NUEVO ESTIRÓN DEL CHICLE A CARGO DE PETER JACKSON
Tras la insufrible y soporífera primera parte de la anunciada trilogía, el estado de prealaerta es inevitable ante el trance de visionar la segunda entrega de "El hobbit". Quizás por ello se recibe con considerable alivio la comprobación de que, al menos, al espectador no le entran ganas de echarse la siesta al cabo de media hora y de abandonar la sala un rato después. La nueva cinta puede verse con cierto agrado como un espectáculo de acción y efectos especiales que permite pasar por alto la ramplonería de su guión y la trivialidad general del invento, pese a sus graves intenciones.

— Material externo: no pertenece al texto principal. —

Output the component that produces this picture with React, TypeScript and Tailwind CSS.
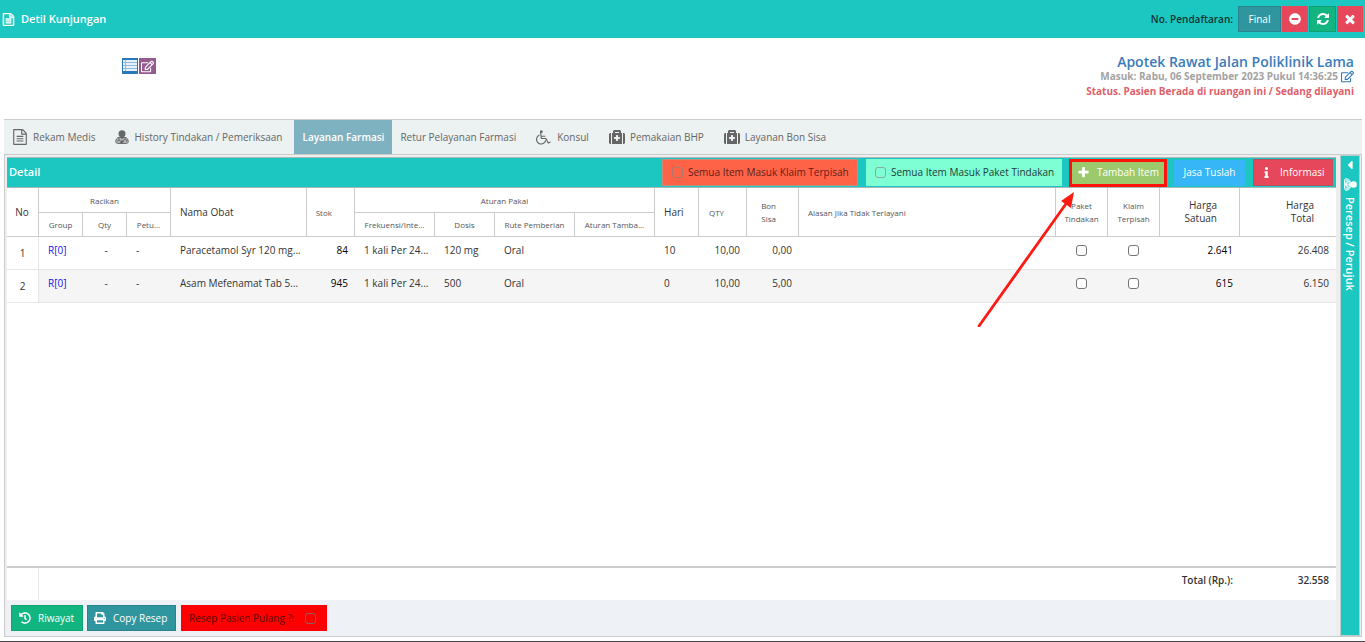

Con todo, no es éste, naturalmente, más que un nuevo estirón a cargo de Peter Jackson del chicle que ahora tiene entre manos y que, por obra y gracia de la ilimitada devoción de los fans de Tolkien, le está rindiendo unos pingües beneficios que no está por la labor de desdeñar. Mientras haya clientela (y la hay, en muy generoso número), Jackson seguirá ordeñando a la vaca, extasiando a los fieles de la liturgia tolkieniana y aletargando fríamente, en mayor o menor medida, al resto de la parroquia. La desolación de Smaug no es también la del espectador no devoto, pero poco rastro hay de la emoción que un producto de 200 millones de euros está obligado a deparar. Ahora, a aguardar a la tercera parte, cuyo desenlace, en realidad, nos importa un bledo a todos los no alineados en la religión de la Tierra Media.